What everybody got wrong about Leicester City – and why it matters ahead of Man City showdown
A deeper dive into the numbers behind Leicester City's victory over Wolves last weekend and why a performance that was described as clinical was arguably anything but


ByJordan Blackwell
13:30, 28 OCT 2022

 

When a team scores four goals from five shots, they have been clinical. Certainly, that was the word being used by Match of the Day pundits, in the newspaper columns, and on social media after Leicester City’s win at Wolves.

But it was not a word used by manager Brendan Rodgers. And he will think that’s for good reason, especially with Manchester City coming to town.

In the aftermath of Sunday’s victory, he said: “We can be better in the final third of the pitch. We made the wrong decisions at times where we can conserve the ball better or move it better.”

 

A few more days to mull it over did not change his mind. Rodgers said in his pre-match press conference for this weekend’s game: “I think we can create more. There are elements to our game where we can be much better in the final third with the ball.

“We lose it too often in the final third of the pitch which means we can’t sustain attacks. But whenever we are up there and we play with that quality, we’ve shown we can score goals.”

A deeper dive into the numbers and it’s clear to see why Rodgers would take this stance in spite of his team scoring four. Because, actually, it was one of City’s least clinical performances of the season.

While their finishing was ruthless, what they did not do very well was turn attacking pressure into shots at goal. At Wolves, City had 20 touches inside the box, from which they mustered four shots from inside the penalty area. That is their worst ratio in any Premier League game this season.

Furthermore, they had 99 touches in the final third at Molineux and a total of five shots. Only in the home games against Southampton and Leeds did they have a lower rate of converting attacks into attempts at goal.

The eye test tells us the same too. There were moments, particularly during their dominant spell in the first half following the second goal, where they were cutting through Wolves with ease and winning the ball back high up the pitch thanks to Patson Daka and Kiernan Dewsbury-Hall’s effective pressing. But they weren’t testing Jose Sa.

A couple of those were near misses, like when Youri Tielemans slid across the box to nearly convert Dewsbury-Hall’s cross, but on other occasions, they played poor passes around the area, made the wrong decisions, or slowed the game down too much, allowing the Wolves defenders to plug the gap. Rodgers wasn’t being greedy when he said his side could have had more goals.

It’s a particularly important message ahead of this weekend. When playing against Man City, there are so few opportunities with the ball that Rodgers’ men cannot afford to waste promising attacks. In last season’s two fixtures against Pep Guardiola’s side, Leicester had their second-lowest and fourth-lowest tallies of touches inside the final third.

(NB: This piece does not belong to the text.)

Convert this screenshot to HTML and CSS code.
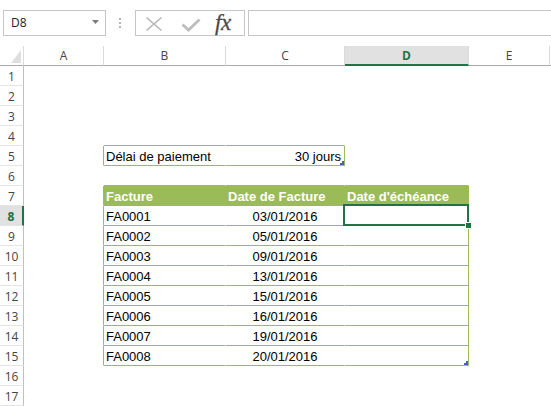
FILE: index.html
```html
<!DOCTYPE html>
<html lang="fr">
<head>
<meta charset="utf-8">
<title>Factures</title>
<link rel="stylesheet" href="styles.css">
</head>
<body>
<div class="app">
  <div class="fbar">
    <div class="namebox">
      <span class="ref">D8</span>
      <svg class="dd" width="7" height="4" viewBox="0 0 7 4"><path d="M0 0H7L3.5 4Z" fill="#7a7a7a"/></svg>
    </div>
    <svg class="grip" width="2" height="10" viewBox="0 0 2 10"><rect x="0" y="0" width="2" height="2" fill="#b3b3b3"/><rect x="0" y="4" width="2" height="2" fill="#b3b3b3"/><rect x="0" y="8" width="2" height="2" fill="#b3b3b3"/></svg>
    <div class="tools">
      <svg class="cancel" width="18" height="16" viewBox="0 0 18 16"><path d="M1.5 1.5L16.5 14.5M16.5 1.5L1.5 14.5" stroke="#b6b6b6" stroke-width="1.6" fill="none"/></svg>
      <svg class="enter" width="20" height="14" viewBox="0 0 20 14"><path d="M1.5 6.5L7.5 12L18.5 1.5" stroke="#bdbdbd" stroke-width="2.8" fill="none"/></svg>
      <span class="fx">fx</span>
    </div>
    <div class="finput"></div>
  </div>

  <div class="sheet">
    <div class="corner"></div><div class="ch">A</div><div class="ch">B</div><div class="ch">C</div><div class="ch sel">D</div><div class="ch">E</div><div class="ch"></div>

    <div class="rh">1</div><div class="c"></div><div class="c"></div><div class="c"></div><div class="c"></div><div class="c"></div><div class="c"></div>
    <div class="rh">2</div><div class="c"></div><div class="c"></div><div class="c"></div><div class="c"></div><div class="c"></div><div class="c"></div>
    <div class="rh">3</div><div class="c"></div><div class="c"></div><div class="c"></div><div class="c"></div><div class="c"></div><div class="c"></div>
    <div class="rh">4</div><div class="c"></div><div class="c tb-b"></div><div class="c tb-b"></div><div class="c"></div><div class="c"></div><div class="c"></div>
    <div class="rh">5</div><div class="c tb-r"></div><div class="c tb-b">Délai de paiement</div><div class="c tb-b tb-r right handle">30 jours</div><div class="c"></div><div class="c"></div><div class="c"></div>
    <div class="rh">6</div><div class="c"></div><div class="c tb-b"></div><div class="c tb-b"></div><div class="c tb-b"></div><div class="c"></div><div class="c"></div>
    <div class="rh">7</div><div class="c tb-r"></div><div class="c th tb-b">Facture</div><div class="c th tb-b hright">Date de Facture</div><div class="c th tb-b tb-r">Date d'échéance</div><div class="c"></div><div class="c"></div>
    <div class="rh sel">8</div><div class="c tb-r"></div><div class="c tb-b">FA0001</div><div class="c tb-b num">03/01/2016</div><div class="c tb-b tb-r active"></div><div class="c"></div><div class="c"></div>
    <div class="rh">9</div><div class="c tb-r"></div><div class="c tb-b">FA0002</div><div class="c tb-b num">05/01/2016</div><div class="c tb-b tb-r"></div><div class="c"></div><div class="c"></div>
    <div class="rh">10</div><div class="c tb-r"></div><div class="c tb-b">FA0003</div><div class="c tb-b num">09/01/2016</div><div class="c tb-b tb-r"></div><div class="c"></div><div class="c"></div>
    <div class="rh">11</div><div class="c tb-r"></div><div class="c tb-b">FA0004</div><div class="c tb-b num">13/01/2016</div><div class="c tb-b tb-r"></div><div class="c"></div><div class="c"></div>
    <div class="rh">12</div><div class="c tb-r"></div><div class="c tb-b">FA0005</div><div class="c tb-b num">15/01/2016</div><div class="c tb-b tb-r"></div><div class="c"></div><div class="c"></div>
    <div class="rh">13</div><div class="c tb-r"></div><div class="c tb-b">FA0006</div><div class="c tb-b num">16/01/2016</div><div class="c tb-b tb-r"></div><div class="c"></div><div class="c"></div>
    <div class="rh">14</div><div class="c tb-r"></div><div class="c tb-b">FA0007</div><div class="c tb-b num">19/01/2016</div><div class="c tb-b tb-r"></div><div class="c"></div><div class="c"></div>
    <div class="rh">15</div><div class="c tb-r"></div><div class="c tb-b">FA0008</div><div class="c tb-b num">20/01/2016</div><div class="c tb-b tb-r handle"></div><div class="c"></div><div class="c"></div>
    <div class="rh">16</div><div class="c"></div><div class="c"></div><div class="c"></div><div class="c"></div><div class="c"></div><div class="c"></div>
    <div class="rh">17</div><div class="c"></div><div class="c"></div><div class="c"></div><div class="c"></div><div class="c"></div><div class="c"></div>
  </div>
</div>
</body>
</html>
```

FILE: styles.css
```css
html, body {
  margin: 0;
  padding: 0;
  background: #ffffff;
}

.app {
  width: 551px;
  height: 406px;
  overflow: hidden;
  background: #ffffff;
}

/* ---------- formula bar ---------- */
.fbar {
  box-sizing: border-box;
  height: 46px;
  padding: 10px 0 0 3px;
  display: flex;
  align-items: flex-start;
}

.namebox {
  box-sizing: border-box;
  width: 103px;
  height: 26px;
  border: 1px solid #c6c6c6;
  display: flex;
  align-items: center;
  padding: 0 6px 0 7px;
  font-family: "Open Sans", "Noto Sans", sans-serif;
  font-size: 12px;
  color: #222;
}

.namebox .ref {
  flex: 1;
  line-height: 24px;
}

.namebox .dd {
  display: block;
  margin-top: -2px;
}

.grip {
  display: block;
  margin: 8px 0 0 13px;
}

.tools {
  box-sizing: border-box;
  width: 110px;
  height: 26px;
  margin-left: 14px;
  border: 1px solid #c6c6c6;
  display: flex;
  align-items: center;
  padding-left: 9px;
}

.tools .cancel {
  display: block;
  margin-top: 2px;
}

.tools .enter {
  display: block;
  margin: 3px 0 0 18px;
}

.tools .fx {
  margin-left: 14px;
  font-family: "Liberation Serif", "DejaVu Serif", serif;
  font-style: italic;
  font-size: 23px;
  line-height: 24px;
  color: #4a4a4a;
  letter-spacing: -0.5px;
  -webkit-text-stroke: 0.3px #4a4a4a;
}

.finput {
  box-sizing: border-box;
  flex: 1;
  height: 26px;
  margin-left: 3px;
  border: 1px solid #c6c6c6;
  border-right: none;
}

/* ---------- sheet grid ---------- */
.sheet {
  display: grid;
  grid-template-columns: 24px 80px 122px 119px 124px 81px 1fr;
  grid-auto-rows: 20px;
}

.corner {
  box-sizing: border-box;
  border-right: 1px solid #dadada;
  border-bottom: 1px solid #ababab;
  position: relative;
}

.corner::after {
  content: "";
  position: absolute;
  right: 2px;
  bottom: 2px;
  width: 10px;
  height: 13px;
  background: #dfdfdf;
  clip-path: polygon(100% 0, 100% 100%, 0 100%);
}

.ch {
  box-sizing: border-box;
  border-right: 1px solid #dadada;
  border-bottom: 1px solid #ababab;
  text-align: center;
  font-family: "Open Sans", "Noto Sans", sans-serif;
  font-size: 12px;
  line-height: 19px;
  color: #444444;
}

.ch.sel {
  background: #e1e1e1;
  color: #217346;
  font-weight: bold;
  border-bottom: 2px solid #217346;
}

.rh {
  box-sizing: border-box;
  border-right: 1px solid #c0c0c0;
  border-bottom: 1px solid #e4e4e4;
  text-align: center;
  font-family: "Open Sans", "Noto Sans", sans-serif;
  font-size: 12px;
  line-height: 21px;
  color: #444444;
}

.rh.sel {
  background: #e1e1e1;
  color: #217346;
  font-weight: bold;
  border-right: 2px solid #217346;
}

.c {
  box-sizing: border-box;
  border-right: 1px solid transparent;
  border-bottom: 1px solid transparent;
  padding: 0 2px;
  font-family: "Liberation Sans", Arial, sans-serif;
  font-size: 13px;
  line-height: 21px;
  color: #000000;
  white-space: nowrap;
}

.tb-b {
  border-bottom-color: #9bbb59;
}

.tb-r {
  border-right-color: #9bbb59;
}

.th {
  background: #9bbb59;
  color: #ffffff;
  font-weight: bold;
}

.right {
  text-align: right;
  padding-right: 3px;
}

.hright {
  text-align: right;
  padding-right: 19px;
}

.num {
  text-align: center;
}

.handle {
  position: relative;
}

.handle::after {
  content: "";
  position: absolute;
  right: 0;
  bottom: 0;
  width: 4px;
  height: 4px;
  background: #4a62b4;
  clip-path: polygon(50% 0, 100% 0, 100% 100%, 0 100%, 0 50%, 50% 50%);
}

.active {
  position: relative;
}

.active::before {
  content: "";
  position: absolute;
  left: -2px;
  top: -2px;
  right: -1px;
  bottom: -1px;
  border: 2px solid #217346;
}

.active::after {
  content: "";
  position: absolute;
  right: -3px;
  bottom: -3px;
  width: 5px;
  height: 5px;
  background: #217346;
  outline: 1px solid #ffffff;
}
```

Knowing opportunities will be few and far between, they must make the most of any move into Man City’s defensive third. The last time they faced them, last Boxing Day, they did that.

James Maddison, Ademola Lookman, and Kelechi Iheanacho were in excellent form at the top end of the pitch, and while City only had 56 touches in the final third, they had 14 shots overall, a total of 25 per cent. In comparison, their best record this season was against Nottingham Forest, when 11 per cent of their final-third touches were shots.

Further, they had 10 shots from 17 touches inside Man City’s box, coming in at 59 per cent. Again, that outstrips anything they have achieved this season.

Of course, their defensive woes, particularly from set-pieces, cost them in the match, and so despite scoring three goals, they still lost heavily. But if they can marry their recent defensive improvements with the clinical football they showed last Boxing Day, they may have a chance of getting a surprise result.